Когда Гесс около полуночи вернулся домой, его встретил один Лей, сказавший, что дамы уже спят, а ужин в столовой. Рудольф до того вымотался за день, что поначалу не обратил внимания на то, что Эльза его не встретила, а Роберт остался у них на ночь, хотя всегда говорил, что в чужом доме ему снятся кошмары. Рудольф поинтересовался, как дети, и пошел в столовую. Лей прошел за ним следом и сел на другом конце стола. Рудольф несколько раз вопросительно взглядывал на него, наконец спросил, не случилось ли чего.
— Прожуй сначала, — буркнул тот. — Фюрер хочет объявить завтра о помолвке с Ангеликой.
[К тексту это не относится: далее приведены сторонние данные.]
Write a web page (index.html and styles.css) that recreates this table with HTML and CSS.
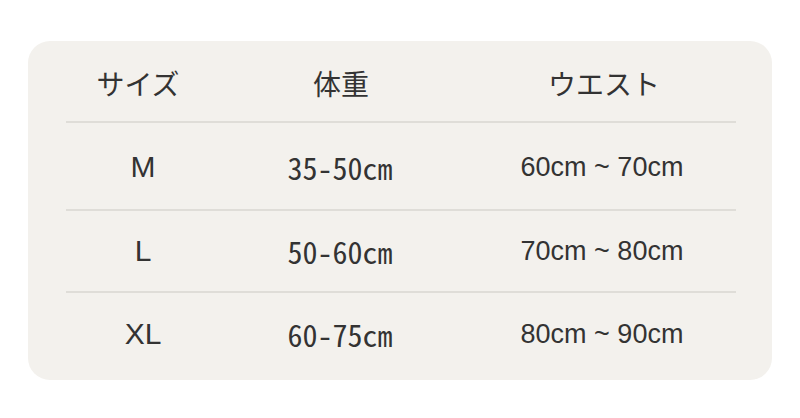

— Да? — Гесс покрутил в пальцах ножку бокала. — Пожалуй, стоит выпить за это?
— Я не буду. А ты пей.
— Чего ты мрачный такой?
— Голова болит.
— У меня тоже раскалывается. Вообще, этого следовало ожидать. Он еще осенью говорил. Что тут поделаешь? Он любит ее.
— Руд и, как ты думаешь, — осторожно начал Лей, — если она ему откажет, это будет очень тяжело?
— Не откажет.
— А если…
— Не откажет. Я знаю, что говорю.
— И все-таки ответь на мой вопрос. Гесс пожал плечами.
— Если ты сейчас откажешься от Маргариты, как ты думаешь, будет ей тяжело?
— Да черт тебя подери! — Лей болезненно поморщился. — Что за сравнение?
— Сравнение в том, что из двоих один всегда любит сильнее. А почему ты спрашиваешь?
— Ладно, ты мне ответил. Хотя я спросил о другом.
— Фюрер не Маргарита, конечно, а Маргарита не фюрер, — заметил Гесс. — Она, я думаю, пережила бы, а вот Адольфу еще одно разочарование ни к чему. Нужно его поберечь. Я завтра поговорю с ней, чтобы не дурила.
— Я уже с ней говорил.
— И что же?
— Молчала, слушала. Я сказал ей, что даже отказать можно по-разному.
— Вот это правильно. — Гесс зевнул. — Вообще, между нами, это черт знает что! Если б можно было его отговорить… Эти жены столько крови пьют.
— Бывают исключения — Эльза твоя, Магда, Карин…
— Да, бывают. Знаешь, а ты, пожалуй, прав. Я так устал сегодня, что туго соображаю.
— В чем я прав?
— Девчонка в самом деле может отказать. И главный вопрос — как! Если бережно…
Лей молча курил. Он понимал, что тонкий и деликатный Гесс завтра устыдится этого разговора.
Обычно дни рождения Лея в Кельне отмечались многолюдно и с пышностью. В прошлом году в этот день сорок раз прозвонил соборный колокол. Которой из поклонниц гауляйтера пришла в голову подобная идея, осталось неизвестным, но только Роберт вспоминал об этом с раздражением — было неловко перед старыми бойцами и ребятами из СА, которые, как ему показалось, начали глядеть на него не теми глазами.
Из всех наци лишь Герман Геринг был в этом плане универсал — мог примадонной блистать среди послов и принцев крови, а затем пить горькое пиво, плевать по углам и обниматься с работягами.